A gravity hill about 32 kms from Leh, believed to have magnetic properties strong enough to pull cars and force aircrafts to increase their altitude in order to escape magnetic interference.
This is the where the two mighty rivers, the Zanskar and Indus rivers meet and flow on as Indus, a popular spot for rafting. Amazingly the waters of the Indus are brown in the winters and blue in the summer, while Zanskar is blue-green in the winters and muddy brown ripples in the summer.
Cross the world’s highest motorable road at Khardongla at 18,380 feet into the Nubra, literally meaning the valley of flowers. Famously known as Treaty Road, this is the ancient caravan route to Central Asia where you can still see double humped Bactrian camels ride the sand dunes, and with their cute unruly mop of hair.
At an altitude of 4530 m, with a width of 5/6 kms and a length of 130 kms, the ethereal beauty of Pangong is breathtaking. It’s waters glistening in shades of deep blue, turquoise and azure form part of the border between India and China.

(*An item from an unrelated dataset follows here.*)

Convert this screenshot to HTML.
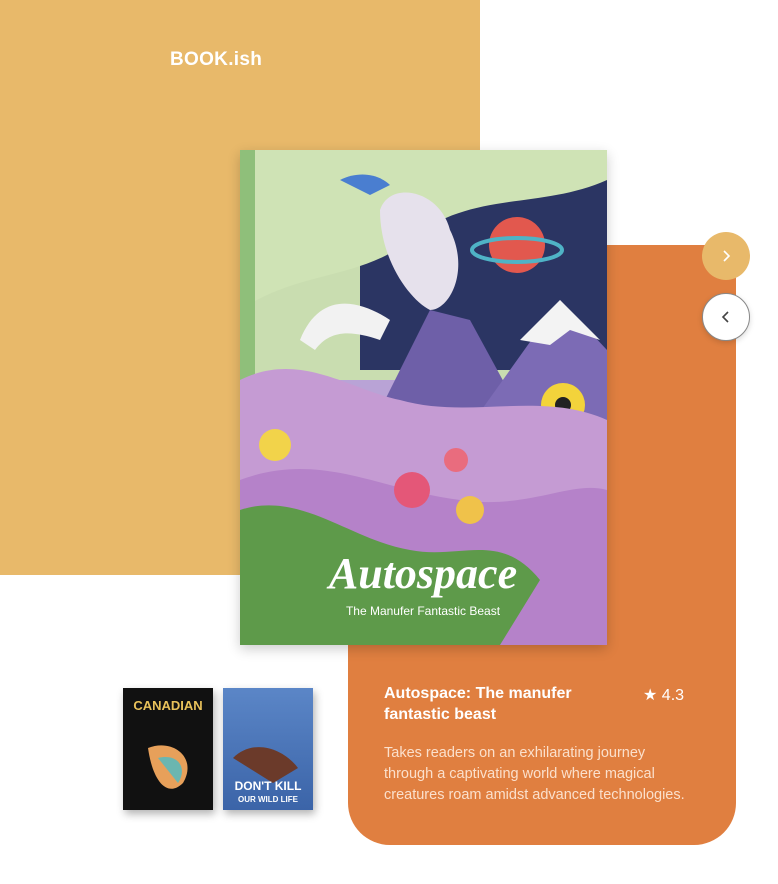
<!DOCTYPE html>
<html><head><meta charset="utf-8"><style>
body{margin:0;width:778px;height:884px;background:#fff;position:relative;overflow:hidden;font-family:"Liberation Sans",sans-serif}
.y{position:absolute;left:0;top:0;width:480px;height:575px;background:#E8B96A}
.logo{position:absolute;left:170px;top:49px;color:#fff;font-weight:bold;font-size:19px;letter-spacing:0.3px}
.o{position:absolute;left:348px;top:245px;width:388px;height:600px;background:#E07F40;border-radius:0 0 42px 42px}
.book{position:absolute;left:240px;top:150px;width:367px;height:495px;overflow:hidden;box-shadow:0 4px 12px rgba(0,0,0,.2)}
.t{position:absolute;left:384px;top:683px;width:250px;color:#fff;font-weight:bold;font-size:16px;line-height:21px}
.r{position:absolute;left:643px;top:685px;color:#fff;font-size:16px}
.d{position:absolute;left:384px;top:743px;white-space:nowrap;color:#FBE0CC;font-size:14.5px;line-height:21px}
.b1,.b2{position:absolute;width:48px;height:48px;border-radius:50%;box-sizing:border-box;display:flex;align-items:center;justify-content:center}
.b1{left:702px;top:232px;background:#E8B96A}
.b2{left:702px;top:293px;background:#fff;border:1.5px solid #888;box-shadow:0 2px 6px rgba(0,0,0,.15)}
.th{position:absolute;top:688px;width:90px;height:122px;box-shadow:2px 4px 8px rgba(0,0,0,.3)}
</style></head><body>
<div class="y"></div>
<div class="logo">BOOK.ish</div>
<div class="o"></div>
<div class="book">
<svg width="367" height="495" viewBox="0 0 367 495">
<rect width="367" height="495" fill="#B9A3D6"/>
<rect width="367" height="230" fill="#C9DDB0"/>
<path d="M120 30 L367 30 L367 220 L120 220Z" fill="#2B3563"/>
<path d="M0 0 H367 V30 C300 60 230 40 170 90 C120 130 60 120 0 160Z" fill="#CFE3B5"/>
<path d="M0 0 H15 V495 H0Z" fill="#8FBF7A"/>
<path d="M130 280 L190 160 L230 170 L290 280Z" fill="#6E5FA8"/>
<path d="M220 290 L320 150 L367 200 L367 300Z" fill="#7C6BB5"/>
<path d="M280 190 L320 150 L360 190 L330 180 L310 195Z" fill="#F3F3F3"/>
<path d="M140 60 C150 30 200 40 210 80 C230 120 210 160 190 160 C170 150 140 110 140 60Z" fill="#E6E1EC"/>
<circle cx="277" cy="95" r="28" fill="#E2584E"/>
<ellipse cx="277" cy="100" rx="45" ry="12" fill="none" stroke="#4FB3C6" stroke-width="4"/>
<circle cx="323" cy="255" r="22" fill="#F3D33B"/><circle cx="323" cy="255" r="8" fill="#222"/>
<path d="M0 230 C60 200 110 240 160 250 C230 270 300 240 367 270 V495 H0Z" fill="#C59BD3"/>
<path d="M0 330 C80 300 140 340 220 350 C290 360 330 330 367 340 V495 H0Z" fill="#B582C9"/>
<path d="M0 360 C60 340 110 390 170 400 C220 410 260 380 300 430 L260 495 H0Z" fill="#5E9A4A"/>
<circle cx="35" cy="295" r="16" fill="#F2D34A"/><circle cx="172" cy="340" r="18" fill="#E45778"/>
<circle cx="230" cy="360" r="14" fill="#F0C24A"/><circle cx="216" cy="310" r="12" fill="#E96C7E"/>
<path d="M60 190 C80 140 120 150 150 170 L140 190 C110 180 90 180 75 200Z" fill="#F2F2F2"/>
<path d="M100 30 C120 20 140 25 150 35 L130 45Z" fill="#4A7ED0"/>
<text x="183" y="438" text-anchor="middle" font-family="Liberation Serif,serif" font-style="italic" font-weight="bold" font-size="44" fill="#fff">Autospace</text>
<text x="183" y="465" text-anchor="middle" font-size="12" fill="#fff" font-family="Liberation Sans,sans-serif">The Manufer Fantastic Beast</text>
</svg></div>
<div class="b1"><svg width="16" height="16" viewBox="0 0 16 16"><path d="M6 3 L11 8 L6 13" fill="none" stroke="#fff" stroke-width="1.6"/></svg></div>
<div class="b2"><svg width="16" height="16" viewBox="0 0 16 16"><path d="M10 3 L5 8 L10 13" fill="none" stroke="#444" stroke-width="1.6"/></svg></div>
<div class="t">Autospace: The manufer fantastic beast</div>
<div class="r">★ 4.3</div>
<div class="d">Takes readers on an exhilarating journey<br>through a captivating world where magical<br>creatures roam amidst advanced technologies.</div>
<div class="th" style="left:123px;background:#111">
<svg width="90" height="122"><text x="45" y="22" text-anchor="middle" font-size="13" font-weight="bold" fill="#E9C25B" font-family="Liberation Sans">CANADIAN</text><path d="M25 60 C50 50 75 70 60 95 C45 110 30 95 25 60Z" fill="#E7A05A"/><path d="M35 70 C55 65 65 80 55 95Z" fill="#6BB6B0"/></svg></div>
<div class="th" style="left:223px;background:linear-gradient(#5B86C7,#3B64A8)">
<svg width="90" height="122"><path d="M10 70 C30 50 60 60 75 80 L50 95 Z" fill="#6B3A2A"/><text x="45" y="102" text-anchor="middle" font-size="12" font-weight="bold" fill="#fff" font-family="Liberation Sans">DON'T KILL</text><text x="45" y="114" text-anchor="middle" font-size="8" font-weight="bold" fill="#fff" font-family="Liberation Sans">OUR WILD LIFE</text></svg></div>
</body></html>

A peaceful ghat on the banks of one the seven most sacred rivers in India, the Sindhu (Indus) that originates near the Mansarovar Lake and Mt Kailash in Tibet, and enters India through the Leh Valley, before it flows through to Pakistan.
The largest high altitude lake within India, Tsomoriri is a 24 km long expanse of salty water, fed by springs and snow-melt, and has only recently been opened to foreign trekkers.
Liberated from Pakistan in 1971 war, this is the northern-most part of the Indian Territory, opened for tourism as recently as 2010. Explore its isolated landscape, the virgin culture of Baltistan and set your eyes on the famous K2 peak. Also get a delicious taste of natural apricots, Silajit, and shop for local art craft items such as Ibex horn stick, stone carved utensils, etc.